TASK TO CARRY OUT:
Copy each line below exactly and leave the pictures out.
--- START RECORDED INFORMATION ---
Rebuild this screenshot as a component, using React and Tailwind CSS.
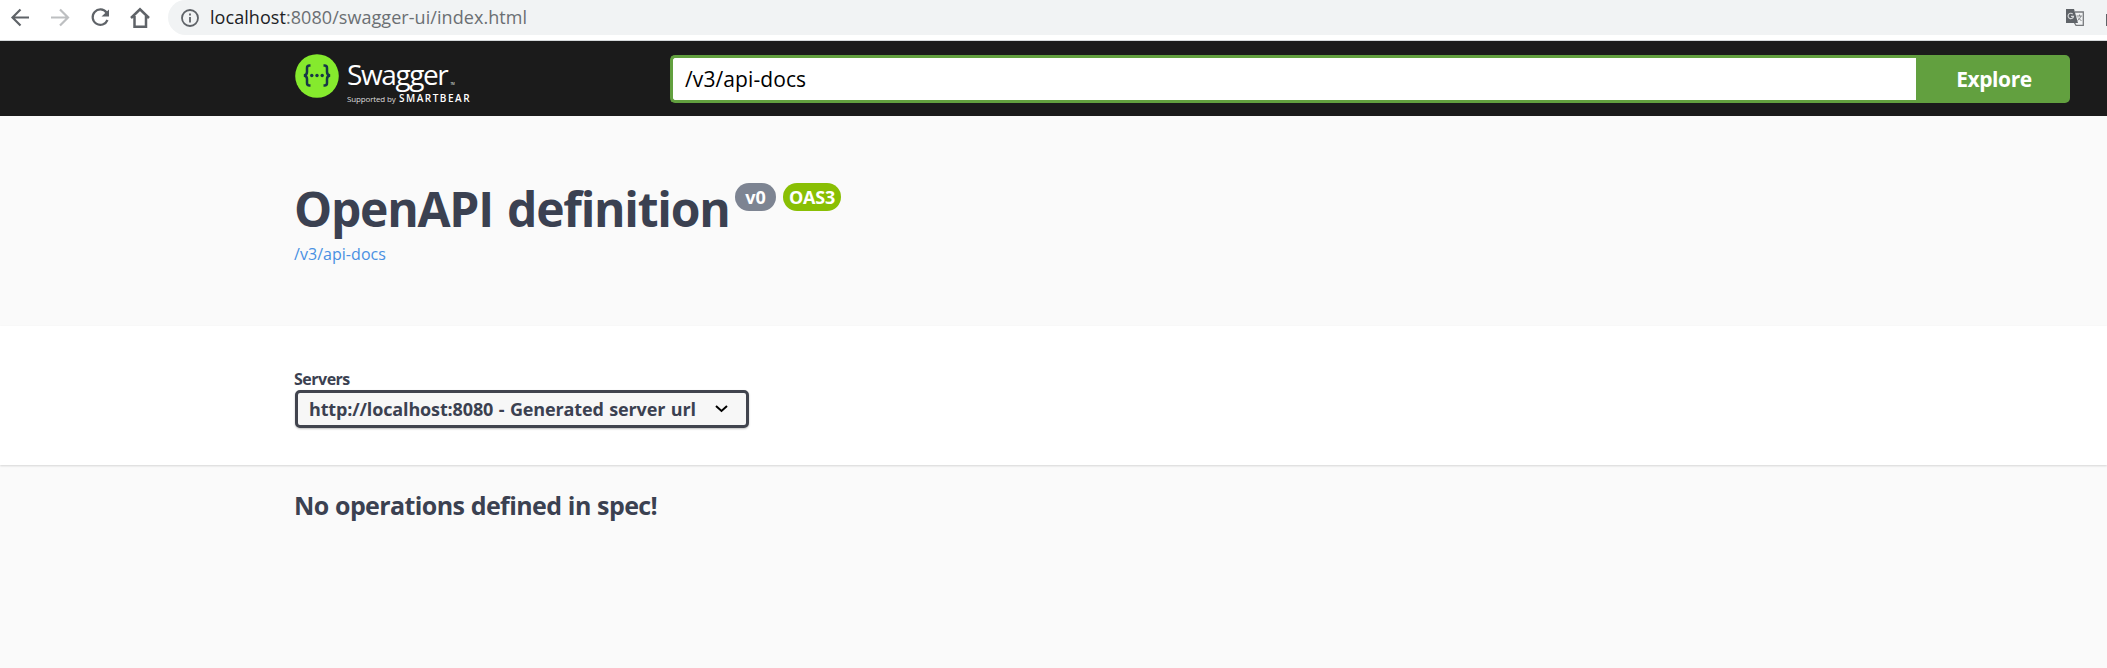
function BrowserBar() {
  return (
    <div className="flex h-[41px] items-start border-b border-[#d5d8da] bg-white">
      <svg className="h-[37px] w-[168px] shrink-0" viewBox="0 0 168 37" fill="none" strokeWidth="2.2">
        <path d="M29 17.500H13M20.500 9.500L12.500 17.500L20.500 25.500" stroke="#5f6368" />
        <path d="M51 17.500H67M60 9.500L68 17.500L60 25.500" stroke="#bdbfc1" />
        <path d="M106.500 12.500A7.700 7.700 0 1 0 107.500 20" stroke="#5f6368" />
        <path d="M109 9.500V16.500H101.500Z" fill="#5f6368" />
        <path d="M131 18L140 9.300L149 18M134.500 16V26.700H146V16" stroke="#5f6368" strokeWidth="2.500" />
      </svg>
      <div className="flex h-[35px] grow items-center rounded-l-[18px] bg-[#f1f3f4] pl-[13px]">
        <svg className="size-[18px]" viewBox="0 0 18 18" fill="none" stroke="#5f6368" strokeWidth="1.8">
          <circle cx="9" cy="9" r="8" />
          <path d="M9 8V13.500M9 4.500V6.400" />
        </svg>
        <span className="ml-[11px] grow pb-px text-[18px] leading-6 tracking-[0.06px] text-[#6b6f73]">
          <span className="text-[#202124]">localhost</span>:8080/swagger-ui/index.html
        </span>
        <svg className="mr-[22px] h-[17px] w-[18px]" viewBox="0 0 18 17" fill="none">
          <path d="M9 3H17.300V16.300H10L8 13" stroke="#77797c" strokeWidth="1.300" />
          <path d="M0 0H8L12 14H0Z" fill="#5f6368" />
          <path d="M5 7.300H7.500A2.700 2.700 0 1 1 6.700 5" stroke="#d5d7d9" strokeWidth="1.200" />
          <path d="M10.500 7H16M13.500 5.500V7M15 7Q14 10 11.500 11.500M12 8.500L15.500 12" stroke="#85878a" />
        </svg>
        <span className="mb-[9px] h-3 w-px self-end bg-[#5f6368]" />
      </div>
    </div>
  );
}

function Logo() {
  return (
    <div className="flex h-[75px] w-[375px] shrink-0 items-start pt-[13px]">
      <svg className="size-[44px]" viewBox="0 0 44 44" fill="none">
        <circle cx="22" cy="22" r="21.800" fill="#85ea2d" />
        <path d="M15.500 11.500H14.500Q12 11.500 12 14V18Q12 21 9 21.500Q12 22 12 25V29Q12 31.500 14.500 31.500H15.500M28.500 11.500H29.500Q32 11.500 32 14V18Q32 21 35 21.500Q32 22 32 25V29Q32 31.500 29.500 31.500H28.500" stroke="#173647" strokeWidth="2.500" />
        <g fill="#173647"><circle cx="16.800" cy="21.500" r="1.700" /><circle cx="22" cy="21.500" r="1.700" /><circle cx="27.200" cy="21.500" r="1.700" /></g>
      </svg>
      <div className="ml-[8px] text-white">
        <div className="flex h-[39px] items-end">
          <span className="text-[28px] leading-[38px] tracking-[-1.4px]">Swagger</span>
          <span className="mb-[7px] ml-[3px] text-[3px] leading-[4px]">TM</span>
        </div>
        <div className="-mt-px flex items-baseline whitespace-nowrap leading-[12px]">
          <span className="w-[52px] text-[8px] tracking-[-0.15px] text-[#dcdcdc]">Supported by</span>
          <span className="text-[10px] font-semibold tracking-[1.5px]">SMARTBEAR</span>
        </div>
      </div>
    </div>
  );
}

export default function App() {
  return (
    <div className="h-[668px] overflow-hidden bg-[#fafafa] font-['Open_Sans','Noto_Sans',sans-serif] text-[#3b4151]">
      <BrowserBar />
      <header className="flex h-[75px] bg-[#1b1b1b] pl-[295px]">
        <Logo />
        <form className="mt-[14px] flex h-[48px] w-[1400px]">
          <div className="flex grow items-center rounded-l-[5px] border-[3px] border-r-0 border-[#62a03f] bg-white pl-[12px] text-[21px] leading-7 tracking-[0.1px] text-black">/v3/api-docs</div>
          <button type="button" className="w-[154px] rounded-r-[5px] bg-[#62a03f] pl-0.5 text-[21px] font-bold leading-7 tracking-[-0.4px] text-white">Explore</button>
        </form>
      </header>
      <section className="h-[210px] pl-[294px] pt-[61px]">
        <div className="flex items-start">
          <h1 className="w-[441px] whitespace-nowrap text-[48px] font-bold leading-[64px] tracking-[-1.25px] [word-spacing:3px]">OpenAPI definition</h1>
          <span className="mt-[6px] flex h-[28px] w-[41px] items-center justify-center rounded-[14px] bg-[#7d8492] pt-px text-[18px] font-bold text-white">v0</span>
          <span className="ml-[7px] mt-[6px] flex h-[28px] w-[58px] items-center justify-center rounded-[14px] bg-[#89bf04] pt-px text-[18px] font-bold tracking-[-0.2px] text-white">OAS3</span>
        </div>
        <a className="mt-px block text-[16px] leading-6 tracking-[0.04px] text-[#4990e2]">/v3/api-docs</a>
      </section>
      <section className="h-[139px] bg-white pl-[295px] pt-[43px] shadow-[0_1px_2px_rgba(0,0,0,0.15)]">
        <div className="-ml-px text-[16px] font-bold leading-5 tracking-[-0.5px]">Servers</div>
        <div className="mt-px flex h-[38px] w-[454px] items-center rounded-[5px] border-[3px] border-[#41444e] bg-[#f7f7f7] pl-[11px] shadow-[0_1px_2px_rgba(0,0,0,0.25)]">
          <span className="w-[406px] whitespace-nowrap pb-px text-[18px] font-bold leading-6 tracking-[-0.14px] [word-spacing:1px]">http://localhost:8080 - Generated server url</span>
          <svg className="h-[8px] w-[13px]" viewBox="0 0 13 8" fill="none" stroke="#000" strokeWidth="2"><path d="M1 1L6.500 6L12 1" /></svg>
        </div>
      </section>
      <h3 className="pl-[294px] pt-[23px] text-[25px] font-bold leading-[34px] tracking-[-0.6px] [word-spacing:0.5px]">No operations defined in spec!</h3>
    </div>
  );
}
--- END RECORDED INFORMATION ---
TASK OUTPUT:
Rebuild this screenshot as a component, using React and Tailwind CSS.
function BrowserBar() {
  return (
    <div className="flex h-[41px] items-start border-b border-[#d5d8da] bg-white">
      <svg className="h-[37px] w-[168px] shrink-0" viewBox="0 0 168 37" fill="none" strokeWidth="2.2">
        <path d="M29 17.500H13M20.500 9.500L12.500 17.500L20.500 25.500" stroke="#5f6368" />
        <path d="M51 17.500H67M60 9.500L68 17.500L60 25.500" stroke="#bdbfc1" />
        <path d="M106.500 12.500A7.700 7.700 0 1 0 107.500 20" stroke="#5f6368" />
        <path d="M109 9.500V16.500H101.500Z" fill="#5f6368" />
        <path d="M131 18L140 9.300L149 18M134.500 16V26.700H146V16" stroke="#5f6368" strokeWidth="2.500" />
      </svg>
      <div className="flex h-[35px] grow items-center rounded-l-[18px] bg-[#f1f3f4] pl-[13px]">
        <svg className="size-[18px]" viewBox="0 0 18 18" fill="none" stroke="#5f6368" strokeWidth="1.8">
          <circle cx="9" cy="9" r="8" />
          <path d="M9 8V13.500M9 4.500V6.400" />
        </svg>
        <span className="ml-[11px] grow pb-px text-[18px] leading-6 tracking-[0.06px] text-[#6b6f73]">
          <span className="text-[#202124]">localhost</span>:8080/swagger-ui/index.html
        </span>
        <svg className="mr-[22px] h-[17px] w-[18px]" viewBox="0 0 18 17" fill="none">
          <path d="M9 3H17.300V16.300H10L8 13" stroke="#77797c" strokeWidth="1.300" />
          <path d="M0 0H8L12 14H0Z" fill="#5f6368" />
          <path d="M5 7.300H7.500A2.700 2.700 0 1 1 6.700 5" stroke="#d5d7d9" strokeWidth="1.200" />
          <path d="M10.500 7H16M13.500 5.500V7M15 7Q14 10 11.500 11.500M12 8.500L15.500 12" stroke="#85878a" />
        </svg>
        <span className="mb-[9px] h-3 w-px self-end bg-[#5f6368]" />
      </div>
    </div>
  );
}

function Logo() {
  return (
    <div className="flex h-[75px] w-[375px] shrink-0 items-start pt-[13px]">
      <svg className="size-[44px]" viewBox="0 0 44 44" fill="none">
        <circle cx="22" cy="22" r="21.800" fill="#85ea2d" />
        <path d="M15.500 11.500H14.500Q12 11.500 12 14V18Q12 21 9 21.500Q12 22 12 25V29Q12 31.500 14.500 31.500H15.500M28.500 11.500H29.500Q32 11.500 32 14V18Q32 21 35 21.500Q32 22 32 25V29Q32 31.500 29.500 31.500H28.500" stroke="#173647" strokeWidth="2.500" />
        <g fill="#173647"><circle cx="16.800" cy="21.500" r="1.700" /><circle cx="22" cy="21.500" r="1.700" /><circle cx="27.200" cy="21.500" r="1.700" /></g>
      </svg>
      <div className="ml-[8px] text-white">
        <div className="flex h-[39px] items-end">
          <span className="text-[28px] leading-[38px] tracking-[-1.4px]">Swagger</span>
          <span className="mb-[7px] ml-[3px] text-[3px] leading-[4px]">TM</span>
        </div>
        <div className="-mt-px flex items-baseline whitespace-nowrap leading-[12px]">
          <span className="w-[52px] text-[8px] tracking-[-0.15px] text-[#dcdcdc]">Supported by</span>
          <span className="text-[10px] font-semibold tracking-[1.5px]">SMARTBEAR</span>
        </div>
      </div>
    </div>
  );
}

export default function App() {
  return (
    <div className="h-[668px] overflow-hidden bg-[#fafafa] font-['Open_Sans','Noto_Sans',sans-serif] text-[#3b4151]">
      <BrowserBar />
      <header className="flex h-[75px] bg-[#1b1b1b] pl-[295px]">
        <Logo />
        <form className="mt-[14px] flex h-[48px] w-[1400px]">
          <div className="flex grow items-center rounded-l-[5px] border-[3px] border-r-0 border-[#62a03f] bg-white pl-[12px] text-[21px] leading-7 tracking-[0.1px] text-black">/v3/api-docs</div>
          <button type="button" className="w-[154px] rounded-r-[5px] bg-[#62a03f] pl-0.5 text-[21px] font-bold leading-7 tracking-[-0.4px] text-white">Explore</button>
        </form>
      </header>
      <section className="h-[210px] pl-[294px] pt-[61px]">
        <div className="flex items-start">
          <h1 className="w-[441px] whitespace-nowrap text-[48px] font-bold leading-[64px] tracking-[-1.25px] [word-spacing:3px]">OpenAPI definition</h1>
          <span className="mt-[6px] flex h-[28px] w-[41px] items-center justify-center rounded-[14px] bg-[#7d8492] pt-px text-[18px] font-bold text-white">v0</span>
          <span className="ml-[7px] mt-[6px] flex h-[28px] w-[58px] items-center justify-center rounded-[14px] bg-[#89bf04] pt-px text-[18px] font-bold tracking-[-0.2px] text-white">OAS3</span>
        </div>
        <a className="mt-px block text-[16px] leading-6 tracking-[0.04px] text-[#4990e2]">/v3/api-docs</a>
      </section>
      <section className="h-[139px] bg-white pl-[295px] pt-[43px] shadow-[0_1px_2px_rgba(0,0,0,0.15)]">
        <div className="-ml-px text-[16px] font-bold leading-5 tracking-[-0.5px]">Servers</div>
        <div className="mt-px flex h-[38px] w-[454px] items-center rounded-[5px] border-[3px] border-[#41444e] bg-[#f7f7f7] pl-[11px] shadow-[0_1px_2px_rgba(0,0,0,0.25)]">
          <span className="w-[406px] whitespace-nowrap pb-px text-[18px] font-bold leading-6 tracking-[-0.14px] [word-spacing:1px]">http://localhost:8080 - Generated server url</span>
          <svg className="h-[8px] w-[13px]" viewBox="0 0 13 8" fill="none" stroke="#000" strokeWidth="2"><path d="M1 1L6.500 6L12 1" /></svg>
        </div>
      </section>
      <h3 className="pl-[294px] pt-[23px] text-[25px] font-bold leading-[34px] tracking-[-0.6px] [word-spacing:0.5px]">No operations defined in spec!</h3>
    </div>
  );
}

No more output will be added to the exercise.